Organizations can tremendously increase Big Data Governance efficacy by focusing on the data preparation process that can result in more expedient and reliable access to data. Forrester indicated that this process and a set of newfound tools to facilitate it “are the catalyst to bringing trust, speed, and actionable insight for all data where traditional data governance and management tools have hit the wall.”
Data Preparation
Enterprises can avoid the dreaded data swamp phenomenon by sufficiently preparing for the unstructured, semi-structured, and schema-less nature of Big Data by focusing on data wrangling. Wrangling (or the taming of unstructured data) is a critical component of data preparation, which Computer Weekly defines as, “the manipulation and transformation of data, from its raw core, into a form suitable for analysis and processing.” Conducting this process in a manner that is consistent, timely, sustainable, and congruent with standard names and definitions that extend across the enterprise is a critical component of governance, particularly for Big Data. The myriad functions of the data preparation process include:
- Ingesting
- Integration
- Aggregation
- Cleansing
- Enrichment/Enhancement
- Structure provisioning
- Organizing data transformation sequencing
- Standardizing data
Data preparation functions at the cross section of a number of critical facets of Data Management. Not only is its implementation critical for Big Data Governance, but it also is necessary for the proper provisioning of analytics. There is an element of data discovery inherent in the preparation process in which the type, quality, and values of the data is discerned to fit into organizational processes. In this respect, data preparation is sometimes considered a realm of Data Science.
Automation Tools
The normalization of Big Data across vertical industries has resulted in a burgeoning market for automated data preparation tools which help with the expedience of Big Data and optimizing them for business or analytics consumption. The need for such tools stems from the fact that, as indicated by Oracle, as much as “90% of the time in Big Data projects is really spent on data preparation.” Many of the steps required for the preparation process of little data are considerably exacerbated when utilizing the immense amounts of varied Big Data. For instance, it is necessary to begin by selecting data for a particular business function—with Big Data, it is prudent to start by governing the source of data before scrutinizing individual elements. It is then necessary to determine relationships between data and data sources, structured or otherwise, before extracting and organizing the data to load into any variety of platforms. Recent offerings by vendors such as Paxata, Oracle, SAS, and others can significantly enhance this process with predictive analytics to make it more intuitive and expeditious.
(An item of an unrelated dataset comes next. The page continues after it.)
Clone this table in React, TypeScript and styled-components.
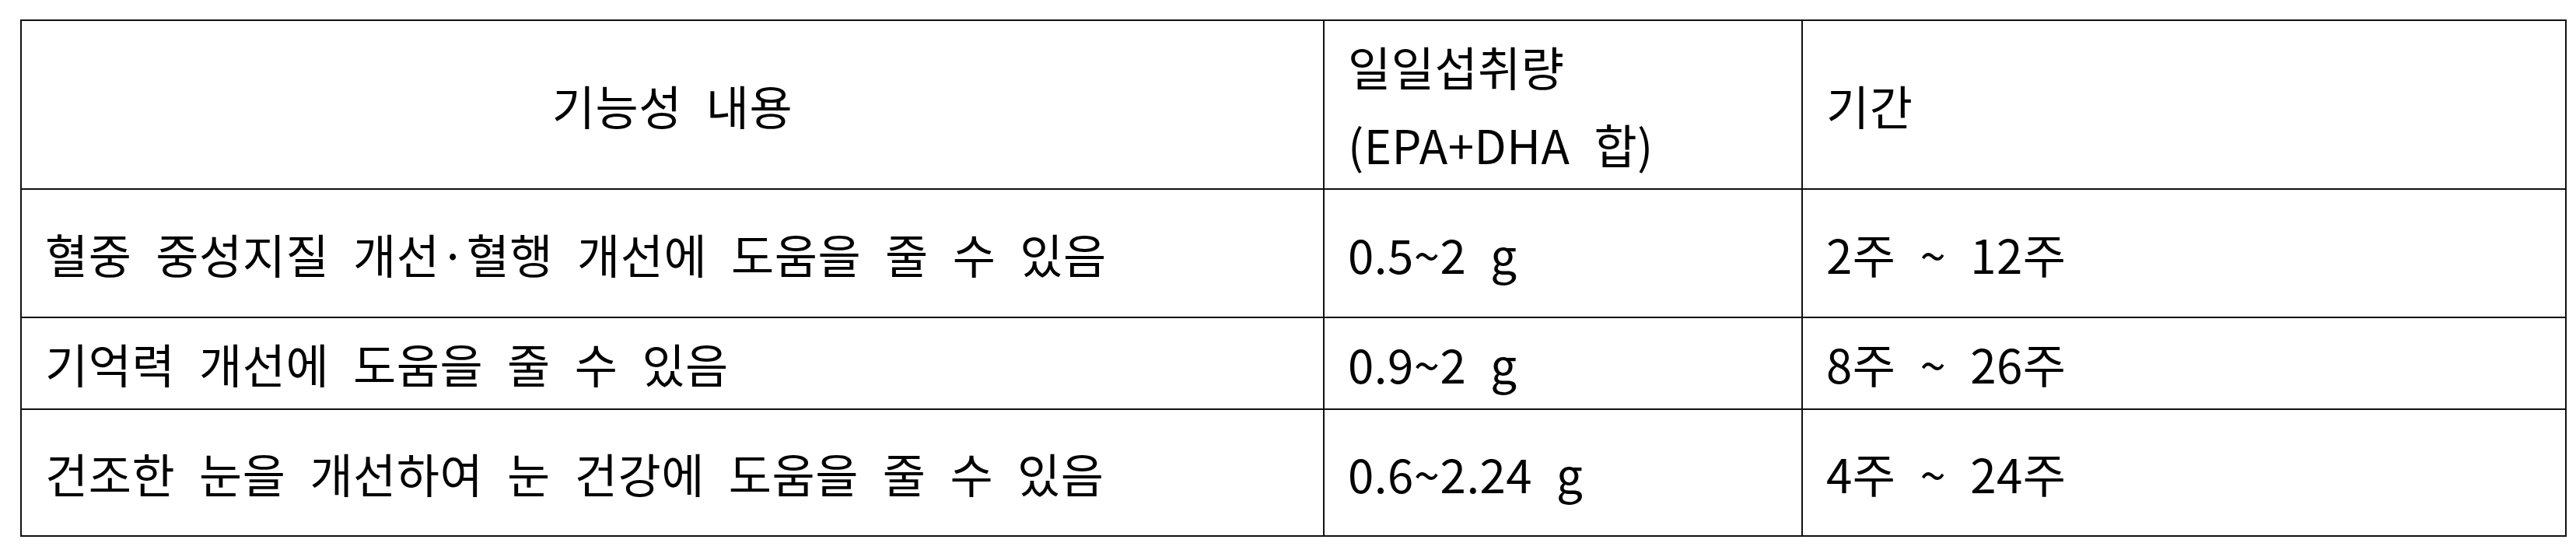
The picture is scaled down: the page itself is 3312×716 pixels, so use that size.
import React from "react";
import styled, { createGlobalStyle } from "styled-components";

const GlobalStyle = createGlobalStyle`
  html, body {
    margin: 0;
    padding: 0;
    background: #ffffff;
  }
  body {
    font-family: "Noto Sans CJK KR", "Noto Sans", sans-serif;
    color: #000;
  }
`;

const Page = styled.div`
  padding: 25px 15px 0 26px;
  width: 3312px;
  box-sizing: border-box;
`;

const Table = styled.table`
  width: 3272px;
  border-collapse: collapse;
  table-layout: fixed;
  border: 2px solid #111;
`;

const Row = styled.tr<{ $height: number }>`
  height: ${({ $height }) => $height}px;
`;

const Cell = styled.td<{ $center?: boolean }>`
  border: 2px solid #111;
  padding: 0 30px;
  font-size: 60px;
  line-height: 100px;
  font-weight: 400;
  letter-spacing: 0.5px;
  word-spacing: 17px;
  text-align: ${({ $center }) => ($center ? "center" : "left")};
  vertical-align: middle;
  white-space: nowrap;
`;

type Item = { effect: string; dose: string; period: string; height: number };

const items: Item[] = [
  { effect: "혈중 중성지질 개선·혈행 개선에 도움을 줄 수 있음", dose: "0.5~2 g", period: "2주 ~ 12주", height: 165 },
  { effect: "기억력 개선에 도움을 줄 수 있음", dose: "0.9~2 g", period: "8주 ~ 26주", height: 118 },
  { effect: "건조한 눈을 개선하여 눈 건강에 도움을 줄 수 있음", dose: "0.6~2.24 g", period: "4주 ~ 24주", height: 163 },
];

export default function App() {
  return (
    <Page>
      <GlobalStyle />
      <Table>
        <colgroup>
          <col style={{ width: 1675 }} />
          <col style={{ width: 615 }} />
          <col style={{ width: 982 }} />
        </colgroup>
        <tbody>
          <Row $height={217}>
            <Cell $center>기능성 내용</Cell>
            <Cell>
              일일섭취량
              <br />
              (EPA+DHA 합)
            </Cell>
            <Cell>기간</Cell>
          </Row>
          {items.map((it) => (
            <Row key={it.effect} $height={it.height}>
              <Cell>{it.effect}</Cell>
              <Cell>{it.dose}</Cell>
              <Cell>{it.period}</Cell>
            </Row>
          ))}
        </tbody>
      </Table>
    </Page>
  );
}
A number of conventional Data Governance vendors have platforms that engage in some aspects of this process. Without adhering to it in some form, however, one runs the risk of creating a disorganized data swamp that defies governance protocols.
On-the-Fly Machine Learning
Automated data preparation tools can function as the initial point of Big Data Governance by accommodating the unstructured and schema-free orientation of Big Data with Machine Learning algorithms. This subset of predictive analytics not only makes the data preparation process more readily available, but also incorporates an element of self-service into this critical aspect of governance. Machine Learning capabilities enable solutions to discern statistical similarities in different data and can leverage them to create schema based on the data themselves and not some pre-defined model. Some offerings combine Machine Learning with Natural Language Processing to achieve a similar effect via text mining. Additionally, these algorithms are used to produce recommendations about transformation methods and shortcuts for best adding structure to data. Frequently, such tools are also equipped with Data Visualization technologies that are designed to facilitate the preparation process intuitively, and are accessed either on-premise or through the Cloud for use with popular Big Data platforms such as Hadoop.
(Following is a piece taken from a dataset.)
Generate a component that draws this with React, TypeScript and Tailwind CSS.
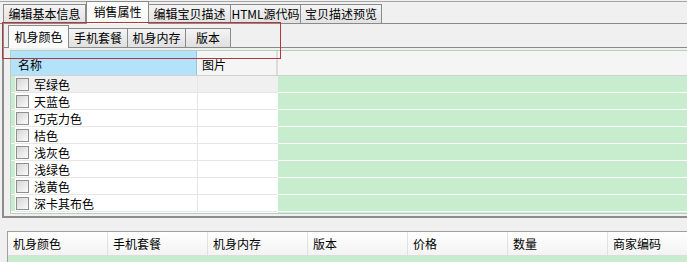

Democratization of Governance
By increasingly involving laymen and business users in the data preparation process, these automated offerings help to democratized Big Data Governance. The self-service nature of this process helps to make ‘citizen’ stewards out of those who do not otherwise expressly have a role in Data Governance. Moreover, they help to ingrain governance principles within the business, which are the primary users and (purportedly) beneficiaries of both data driven practices and Data Governance. Users also have the additional benefit of being able to prepare data in way that helps their own use cases for it—while doing so in a manner that is consistent with enterprise-wide governance conceptions. Thus, Big Data is loaded and accessible into data lakes or other platforms in a way that adheres to governance, and still offers the boons of expeditious access for analytics.
Metadata
The incorporation of metadata into data lakes and Big Data stores is essential to prevent them from sprawling into data swamps. There are numerous vendors who have tools and platforms specifically designed to add metadata into common Big Data hubs such as Hadoop. Frequently, upstream data sources provide metadata so that organizations are not necessarily burdened by the need to take action to facilitate metadata specifically for data lakes. The trick, however, is to standardize that metadata to provide uniform recognition of data elements, or perhaps to leverage that uniformity in a way so that access is restricted across business units or by use case per governance mandates.
Data Ratings
Providing ratings of data elements based on a couple of different factors is an integral aspect of including metadata in data lakes. Although doing so is not a substitute for formal Data Quality measures, rating data based on metadata and the value individual elements have provided a particular source system can help to facilitate another layer of clarity in Big Data stores. Again, it may be advantageous to add metadata which provides informal, quantitative measures of that value, as well as metadata that indicate what processes for which specific data elements were used. Other options for ratings include each user adding their own metadata rating of the element after use, in which case it might be necessary to average those ratings for a composite one.
Effective Big Data Governance
Organizations can avoid data swamps by attending due diligence to the data preparation process. Whether or not they take advantage of the myriad preparation tools for Big Data or those for conventional Data Governance, scrutinizing this process can not only improve governance, but various facets of analytics and Data Science. The preparation process is considerably augmented by the incorporation of metadata and Metadata Management in data lakes, as well as by rating data elements according to their value in their initial sources and according to users.